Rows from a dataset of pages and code
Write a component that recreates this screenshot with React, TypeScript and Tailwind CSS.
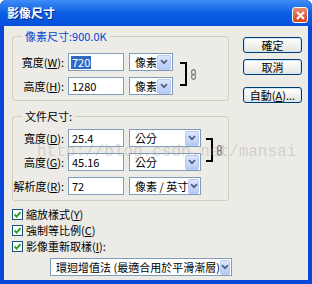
import React from "react";

const font = { fontFamily: '"Noto Sans CJK TC", "Noto Sans", sans-serif' };

function Arrow() {
  return (
    <div className="flex items-center justify-center w-[14px] h-[15px] rounded-[2px] bg-gradient-to-b from-[#dce6fc] to-[#b6caf4] border border-[#b8c9ef]">
      <svg width="8" height="6" viewBox="0 0 8 6">
        <path d="M1 1.2 L4 4.2 L7 1.2" stroke="#4d6185" strokeWidth="1.8" fill="none" />
      </svg>
    </div>
  );
}

function Select({ w, text }: { w: string; text: string }) {
  return (
    <div className={`${w} h-[18px] bg-white border border-[#7f9db9] flex items-center justify-between pl-[5px] pr-[1px]`}>
      <span className="text-[11px] leading-none text-black whitespace-nowrap">{text}</span>
      <Arrow />
    </div>
  );
}

function Input({ value, selected }: { value: string; selected?: boolean }) {
  return (
    <div className="w-[56px] h-[18px] bg-white border border-[#7f9db9] flex items-center pl-[2px]">
      {selected ? (
        <span className="bg-[#316ac5] text-white text-[11px] leading-[13px] px-[1px]">{value}</span>
      ) : (
        <span className="text-black text-[11px] leading-[13px] px-[1px]">{value}</span>
      )}
    </div>
  );
}

function Row({ label, u, value, selected, selW, selText }: { label: string; u: string; value: string; selected?: boolean; selW: string; selText: string }) {
  return (
    <div className="flex items-center h-[18px]">
      <div className="w-[51px] text-right text-[11px] leading-none text-black whitespace-nowrap">
        {label}(<span className="underline">{u}</span>):
      </div>
      <div className="ml-[4px]">
        <Input value={value} selected={selected} />
      </div>
      <div className="ml-[5px]">
        <Select w={selW} text={selText} />
      </div>
    </div>
  );
}

function Chain() {
  return (
    <svg width="5" height="11" viewBox="0 0 5 11">
      <rect x="0.7" y="0.7" width="3.6" height="5" rx="1.8" stroke="#777" strokeWidth="1.2" fill="none" />
      <rect x="0.7" y="5.3" width="3.6" height="5" rx="1.8" stroke="#777" strokeWidth="1.2" fill="none" />
    </svg>
  );
}

function Bracket() {
  return <div className="w-[7px] self-stretch my-[9px] border-t-2 border-r-2 border-b-2 border-black" />;
}

function Check({ children }: { children: React.ReactNode }) {
  return (
    <div className="flex items-center h-[16px]">
      <div className="w-[11px] h-[11px] bg-white border border-[#1c5180] flex items-center justify-center">
        <svg width="9" height="9" viewBox="0 0 9 9">
          <path d="M1.5 4.5 L3.6 6.6 L7.6 2.2" stroke="#21a121" strokeWidth="1.8" fill="none" />
        </svg>
      </div>
      <span className="ml-[3px] text-[11px] leading-none text-black whitespace-nowrap">{children}</span>
    </div>
  );
}

function Btn({ children }: { children: React.ReactNode }) {
  return (
    <div className="w-[59px] h-[16px] rounded-[3px] border border-[#003c74] bg-gradient-to-b from-white to-[#e6e5dc] shadow-[inset_0_0_0_1px_#cee7ff] flex items-center justify-center text-[11px] leading-none text-black">
      {children}
    </div>
  );
}

export default function App() {
  return (
    <div className="w-[312px] h-[284px] relative overflow-hidden bg-[#0846d8] rounded-t-[6px] flex flex-col" style={font}>
      {/* title bar */}
      <div className="h-[26px] flex items-center justify-between pl-[7px] pr-[4px] bg-gradient-to-b from-[#3d8cf6] via-[#0b5ee4] to-[#0650dc] rounded-t-[6px]">
        <span className="text-white font-bold text-[12px] leading-none [text-shadow:1px_1px_0_#0a2a80]">影像尺寸</span>
        <div className="w-[16px] h-[16px] mt-[4px] rounded-[3px] border border-white bg-gradient-to-b from-[#e88a6a] to-[#d5421c] flex items-center justify-center">
          <svg width="9" height="9" viewBox="0 0 9 9">
            <path d="M1 1 L8 8 M8 1 L1 8" stroke="white" strokeWidth="2" />
          </svg>
        </div>
      </div>
      {/* body */}
      <div className="flex-1 mx-[4px] mb-[4px] bg-[#ecebe6] flex flex-col">
        <div className="flex">
          <div className="ml-[8px] w-[217px] flex flex-col">
            <fieldset className="mt-[3px] border border-[#d0d0bf] rounded-[3px] px-0 pt-[10px] pb-[5px]">
              <legend className="ml-[9px] px-[3px] text-[11px] leading-[14px] text-[#0046d5]">像素尺寸:900.0K</legend>
              <div className="flex">
                <div className="flex flex-col gap-[6px]">
                  <Row label="寬度" u="W" value="720" selected selW="w-[44px]" selText="像素" />
                  <Row label="高度" u="H" value="1280" selW="w-[44px]" selText="像素" />
                </div>
                <div className="ml-[7px] flex">
                  <Bracket />
                </div>
                <div className="ml-[4px] flex items-center">
                  <Chain />
                </div>
              </div>
            </fieldset>
            <fieldset className="mt-[8px] border border-[#d0d0bf] rounded-[3px] px-0 pt-[6px] pb-[5px]">
              <legend className="ml-[9px] px-[3px] text-[11px] leading-[14px] text-black">文件尺寸:</legend>
              <div className="flex flex-col gap-[6px]">
                <div className="flex">
                  <div className="flex flex-col gap-[6px]">
                    <Row label="寬度" u="D" value="25.4" selW="w-[72px]" selText="公分" />
                    <Row label="高度" u="G" value="45.16" selW="w-[72px]" selText="公分" />
                  </div>
                  <div className="ml-[5px] flex">
                    <Bracket />
                  </div>
                  <div className="ml-[4px] flex items-center">
                    <Chain />
                  </div>
                </div>
                <Row label="解析度" u="R" value="72" selW="w-[72px]" selText="像素 / 英寸" />
              </div>
            </fieldset>
          </div>
          <div className="ml-[14px] mt-[11px] flex flex-col">
            <Btn>確定</Btn>
            <div className="mt-[6px]"><Btn>取消</Btn></div>
            <div className="mt-[12px]"><Btn>自動(<span className="underline">A</span>)...</Btn></div>
          </div>
        </div>
        <div className="ml-[8px] mt-[5px] flex flex-col">
          <Check>縮放樣式(<span className="underline">Y</span>)</Check>
          <Check>強制等比例(<span className="underline">C</span>)</Check>
          <Check>影像重新取樣(<span className="underline">I</span>):</Check>
        </div>
        <div className="ml-[46px] mt-[4px]">
          <Select w="w-[182px]" text="環迴增值法 (最適合用於平滑漸層)" />
        </div>
      </div>
      {/* watermark */}
      <div className="absolute left-[37px] top-[144px] text-[16px] leading-[16px] text-[rgba(140,140,140,0.3)] whitespace-nowrap pointer-events-none" style={{ fontFamily: '"Liberation Mono", monospace' }}>
        http://blog.csdn.net/mansai
      </div>
    </div>
  );
}
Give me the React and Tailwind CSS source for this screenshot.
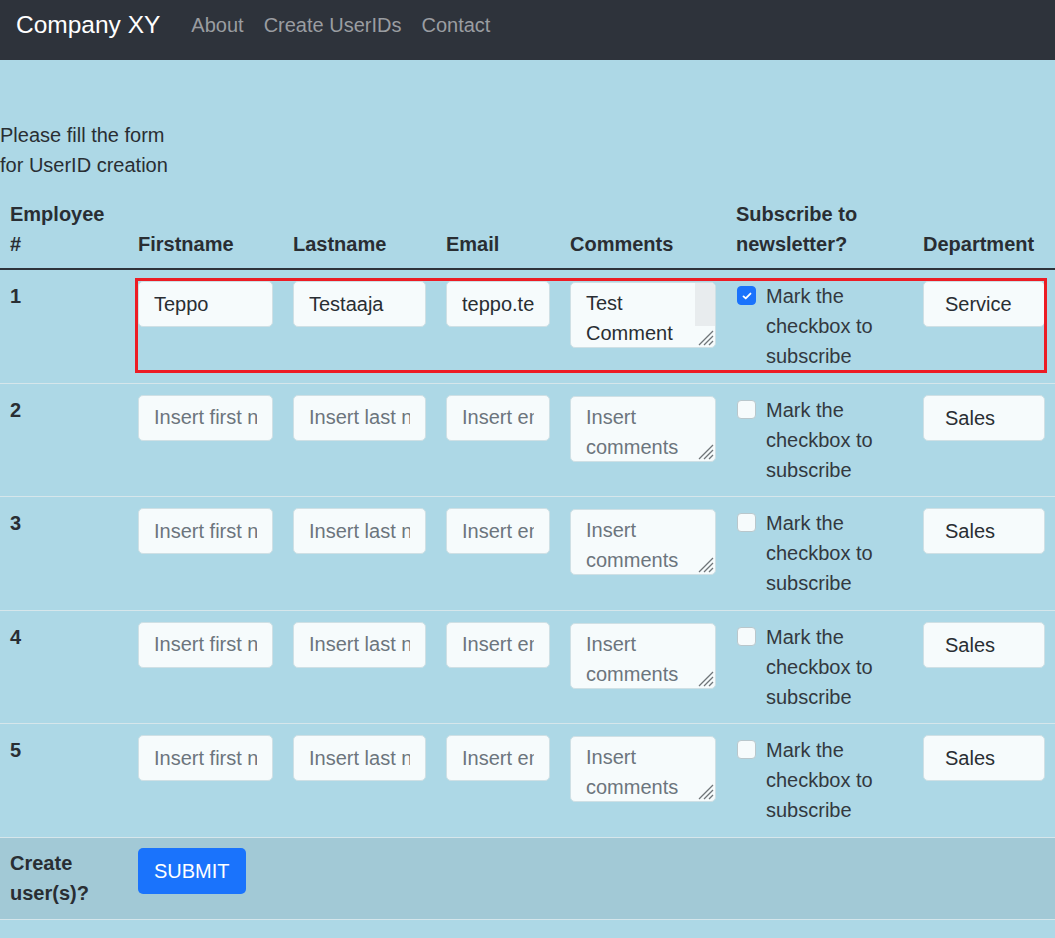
import React from 'react';

const rows = [
  { id: 1, first: 'Teppo', last: 'Testaaja', email: 'teppo.testaaja@example.com', comment: 'Test\nComment', subscribed: true, dept: 'Service' },
  { id: 2, first: '', last: '', email: '', comment: '', subscribed: false, dept: 'Sales' },
  { id: 3, first: '', last: '', email: '', comment: '', subscribed: false, dept: 'Sales' },
  { id: 4, first: '', last: '', email: '', comment: '', subscribed: false, dept: 'Sales' },
  { id: 5, first: '', last: '', email: '', comment: '', subscribed: false, dept: 'Sales' },
];

const inputCls =
  'block w-full h-[46px] px-[15px] py-[7px] text-[20px] leading-[30px] text-[#292e33] bg-[#f6fbfc] border border-[#cfe0e5] rounded-[5px] placeholder:text-[#6c757d] outline-none';

function Checkbox({ checked }) {
  return (
    <span
      className={`absolute left-[1px] top-[5px] w-[19px] h-[19px] rounded-[4px] flex items-center justify-center ${
        checked ? 'bg-[#1a73fc] border border-[#1a73fc]' : 'bg-[#f6fbfc] border border-[#b9c7cc]'
      }`}
    >
      {checked && (
        <svg viewBox="0 0 20 20" className="w-[14px] h-[14px]" fill="none">
          <path d="M5 10.5l3.2 3L15 6.5" stroke="white" strokeWidth="2.6" strokeLinecap="round" strokeLinejoin="round" />
        </svg>
      )}
    </span>
  );
}

function CommentBox({ value, scroll }) {
  return (
    <div className="relative">
      <textarea
        className="block w-full h-[66px] px-[15px] py-[5px] text-[20px] leading-[30px] text-[#292e33] bg-[#f6fbfc] border border-[#cfe0e5] rounded-[5px] placeholder:text-[#6c757d] outline-none resize-none overflow-hidden"
        defaultValue={value}
        placeholder="Insert comments"
      />
      {scroll && <div className="absolute right-[1px] top-[1px] w-[20px] h-[43px] bg-[#e8ecee] rounded-tr-[4px]" />}
      <svg className="absolute right-[2px] bottom-[2px] w-[18px] h-[18px]" viewBox="0 0 18 18" fill="none">
        <path d="M17 3L3 17M17 8L8 17M17 13l-4 4" stroke="#6f7579" strokeWidth="1.3" />
      </svg>
    </div>
  );
}

export default function App() {
  return (
    <div className="min-h-screen w-[1055px] overflow-hidden bg-[#add8e6] text-[#292e33] font-['Liberation_Sans',Arial,sans-serif] text-[20px] leading-[30px]">
      {/* Navbar */}
      <nav className="h-[60px] bg-[#2e333b] flex items-start pt-[10px] pl-[16px]">
        <span className="text-[24.5px] leading-[30px] text-white mr-[31px]">Company XY</span>
        <div className="flex gap-[20px] text-[#9a9da1]">
          <span>About</span>
          <span>Create UserIDs</span>
          <span>Contact</span>
        </div>
      </nav>

      <div className="relative pt-[60px]">
        <p className="w-[175px]">Please fill the form for UserID creation</p>

        <table className="mt-[9px] w-[1055px] table-fixed border-collapse">
          <colgroup>
            <col className="w-[128px]" />
            <col className="w-[155px]" />
            <col className="w-[153px]" />
            <col className="w-[124px]" />
            <col className="w-[166px]" />
            <col className="w-[187px]" />
            <col className="w-[142px]" />
          </colgroup>
          <thead>
            <tr className="border-b-2 border-[#2e333b]">
              {['Employee #', 'Firstname', 'Lastname', 'Email', 'Comments', 'Subscribe to newsletter?', 'Department'].map((h) => (
                <th key={h} className="px-[10px] pt-[10px] pb-[9px] text-left align-bottom font-bold">
                  {h}
                </th>
              ))}
            </tr>
          </thead>
          <tbody>
            {rows.map((r) => (
              <tr key={r.id} className="border-b border-[#d6e6eb]">
                <td className="px-[10px] pt-[11px] pb-[11.5px] align-top font-bold">{r.id}</td>
                <td className="px-[10px] pt-[11px] pb-[11.5px] align-top">
                  <input className={inputCls} defaultValue={r.first} placeholder="Insert first name" />
                </td>
                <td className="px-[10px] pt-[11px] pb-[11.5px] align-top">
                  <input className={inputCls} defaultValue={r.last} placeholder="Insert last name" />
                </td>
                <td className="px-[10px] pt-[11px] pb-[11.5px] align-top">
                  <input className={inputCls} defaultValue={r.email} placeholder="Insert email" />
                </td>
                <td className="px-[10px] pt-[12px] pb-[11.5px] align-top">
                  <CommentBox value={r.comment} scroll={r.comment !== ''} />
                </td>
                <td className="px-[10px] pt-[11px] pb-[11.5px] align-top">
                  <label className="relative block pl-[30px] text-[#33393f]">
                    <Checkbox checked={r.subscribed} />
                    Mark the checkbox to subscribe
                  </label>
                </td>
                <td className="px-[10px] pt-[11px] pb-[11.5px] align-top">
                  <select
                    className="block w-full h-[46px] pl-[21px] pr-[10px] text-[20px] leading-[30px] text-[#292e33] bg-[#f6fbfc] border border-[#cfe0e5] rounded-[5px] appearance-none outline-none"
                    defaultValue={r.dept}
                  >
                    <option>Sales</option>
                    <option>Service</option>
                    <option>Marketing</option>
                  </select>
                </td>
              </tr>
            ))}
            <tr className="bg-[#a2c9d6] border-b border-[#d6e6eb]">
              <td className="px-[10px] pt-[10px] pb-[11px] align-top font-bold">Create user(s)?</td>
              <td className="px-[10px] pt-[10px] pb-[11px] align-top" colSpan={6}>
                <button className="h-[46px] px-[16px] rounded-[5px] bg-[#1a73fc] text-white text-[20px] leading-[30px]">
                  SUBMIT
                </button>
              </td>
            </tr>
          </tbody>
        </table>

        {/* Highlight around first row */}
        <div className="absolute left-[135px] top-[218px] w-[912px] h-[95px] border-[3px] border-[#ec1c24] pointer-events-none" />
      </div>
    </div>
  );
}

> [REQUIRED TASK] Copy the lines above exactly, starting at the one with "Give me the" and ending at the one with "rounded-[5px] placeholder:text-[#6c757d] outline-none';", both included. Leave out any pictures and add nothing else.

> [COMPLETE OUTPUT]
Give me the React and Tailwind CSS source for this screenshot.
import React from 'react';

const rows = [
  { id: 1, first: 'Teppo', last: 'Testaaja', email: 'teppo.testaaja@example.com', comment: 'Test\nComment', subscribed: true, dept: 'Service' },
  { id: 2, first: '', last: '', email: '', comment: '', subscribed: false, dept: 'Sales' },
  { id: 3, first: '', last: '', email: '', comment: '', subscribed: false, dept: 'Sales' },
  { id: 4, first: '', last: '', email: '', comment: '', subscribed: false, dept: 'Sales' },
  { id: 5, first: '', last: '', email: '', comment: '', subscribed: false, dept: 'Sales' },
];

const inputCls =
  'block w-full h-[46px] px-[15px] py-[7px] text-[20px] leading-[30px] text-[#292e33] bg-[#f6fbfc] border border-[#cfe0e5] rounded-[5px] placeholder:text-[#6c757d] outline-none';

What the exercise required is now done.